Robust Energy-Efficient Maximization for Cognitive NOMA Networks Under Channel Uncertainties

Abstract

Resource allocation (RA) is a key technique to guarantee the quality of service of users and maximize the system capacity in cognitive nonorthogonal multiple access (NOMA) networks. However, traditional RA approaches have been proposed under perfect channel state information (CSI) which is too ideal in practical systems due to the impact of link delays, quantization errors, etc. In this article, with imperfect CSI, a downlink robust RA algorithm is proposed for robust transmission to maximize the sum energy efficiency (EE) of secondary users (SUs) under channel uncertainties.
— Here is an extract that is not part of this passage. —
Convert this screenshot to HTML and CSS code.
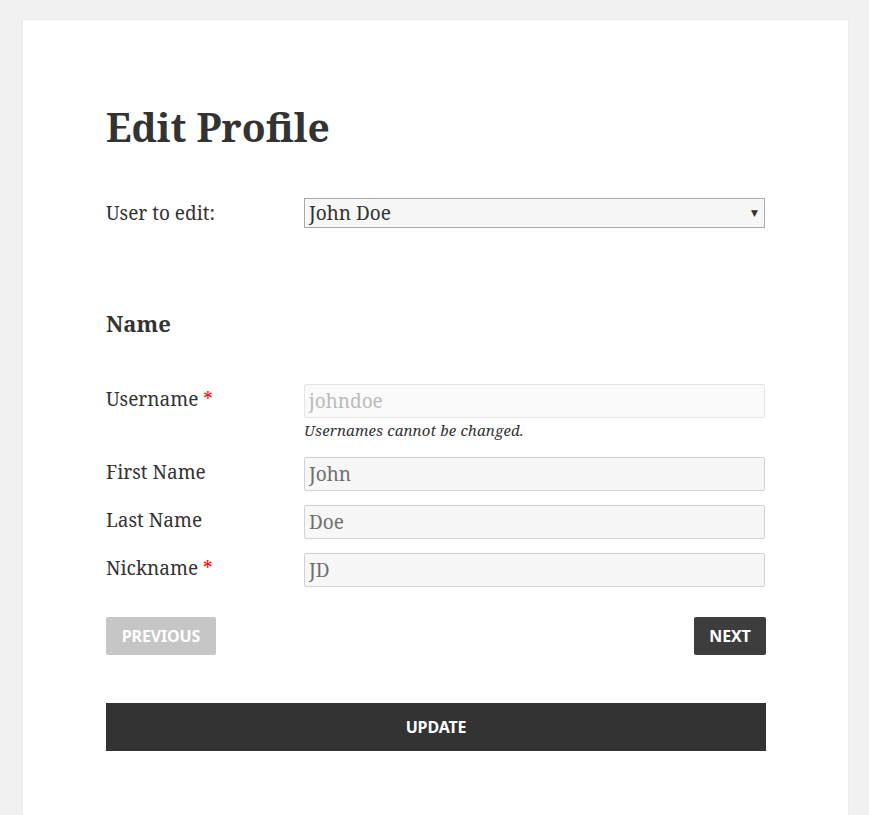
FILE: index.html
```html
<!DOCTYPE html>
<html>
<head>
<meta charset="utf-8">
<link rel="stylesheet" href="styles.css">
</head>
<body>
<main class="card">
  <h1 class="title">Edit Profile</h1>
  <div class="row row-select">
    <label class="label">User to edit:</label>
    <div class="field">
      <div class="select"><span>John Doe</span><span class="caret">▼</span></div>
    </div>
  </div>
  <h2 class="section">Name</h2>
  <div class="row">
    <label class="label">Username <span class="req">*</span></label>
    <div class="field">
      <div class="input disabled">johndoe</div>
      <p class="hint">Usernames cannot be changed.</p>
    </div>
  </div>
  <div class="row">
    <label class="label">First Name</label>
    <div class="field"><div class="input">John</div></div>
  </div>
  <div class="row">
    <label class="label">Last Name</label>
    <div class="field"><div class="input">Doe</div></div>
  </div>
  <div class="row">
    <label class="label">Nickname <span class="req">*</span></label>
    <div class="field"><div class="input">JD</div></div>
  </div>
  <div class="nav">
    <button class="btn btn-prev">Previous</button>
    <button class="btn btn-next">Next</button>
  </div>
  <button class="btn btn-update">Update</button>
</main>
</body>
</html>
```
FILE: styles.css
```css
html, body { margin: 0; padding: 0; }
body {
  background: #f1f1f1;
  font-family: "Noto Serif", "DejaVu Serif", serif;
  color: #333;
  height: 815px;
  overflow: hidden;
}
.card {
  margin: 20px 0 0 23px;
  width: 825px;
  height: 795px;
  background: #fff;
  box-shadow: 0 0 1px rgba(0,0,0,0.15);
  box-sizing: border-box;
  padding: 80px 82px 0 83px;
}
.title {
  margin: 0;
  font-size: 39px;
  line-height: 54px;
  font-weight: 700;
}
.row {
  display: flex;
  margin-top: 15px;
}
.row-select { margin-top: 44px; align-items: center; }
.label {
  width: 198px;
  flex: none;
  font-size: 19px;
  line-height: 30px;
}
.req { color: #f00; }
.field { flex: 1; }
.select {
  height: 30px;
  margin-right: 1px;
  box-sizing: border-box;
  border: 1px solid #a9a9a9;
  background: #f7f7f7;
  display: flex;
  align-items: center;
  justify-content: space-between;
  padding: 0 6px 0 4px;
  font-size: 19px;
  color: #333;
}
.caret { font-size: 9px; font-family: "DejaVu Sans", sans-serif; }
.section {
  margin: 80px 0 46px;
  font-size: 22px;
  line-height: 30px;
  font-weight: 700;
}
.input {
  height: 34px;
  margin-right: 1px;
  box-sizing: border-box;
  border: 1px solid #d1d1d1;
  border-radius: 2px;
  background: #f7f7f7;
  font-size: 19px;
  line-height: 32px;
  padding: 0 4px;
  color: #707070;
}
.input.disabled { background: #fafafa; border-color: #e5e5e5; color: #bbb; }
.hint {
  margin: 1px 0 2px;
  font-size: 15px;
  font-style: italic;
  line-height: 22px;
  letter-spacing: 0.01em;
}
.row + .row { margin-top: 14px; }
.nav {
  display: flex;
  justify-content: space-between;
  margin-top: 30px;
}
.btn {
  border: 0;
  border-radius: 2px;
  font-family: "Noto Sans", sans-serif;
  font-weight: 700;
  font-size: 16px;
  text-transform: uppercase;
  color: #fff;
  height: 38px;
  padding: 0;
  letter-spacing: -0.01em;
}
.btn-prev { background: #c6c6c6; width: 110px; }
.btn-next { background: #3d3d3d; width: 72px; }
.btn-update {
  display: block;
  width: 100%;
  height: 48px;
  margin-top: 48px;
  background: #333;
  border-radius: 0;
}
```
Meanwhile, it protects the minimum data rates of SUs, satisfying the maximum transmission power constraints of base stations and the maximum interference temperature constraint of each primary user (PU). The formulated problem is nonconvex, thus challenging to solve. For delay-tolerant services, to deal with the intractability of the problem caused by outage probability constraints, the closed-form expressions of outage probabilities of SUs and PUs are derived under Gaussian CSI error models. For delay-sensitive services, the robust constraints with bounded uncertainty sets are transformed into convex ones. Based on successive convex approximation and the parameter transformation approach, the original problem is converted into a closed-form geometric programming problem solved by dual decomposition methods and subgradient methods. Additionally, users’ outage probabilities and the minimum required transmit power under the two modeling approaches are analyzed. Computational complexity and sensitivity analysis are provided. The simulation results show the proposed algorithm serves good robustness and EE.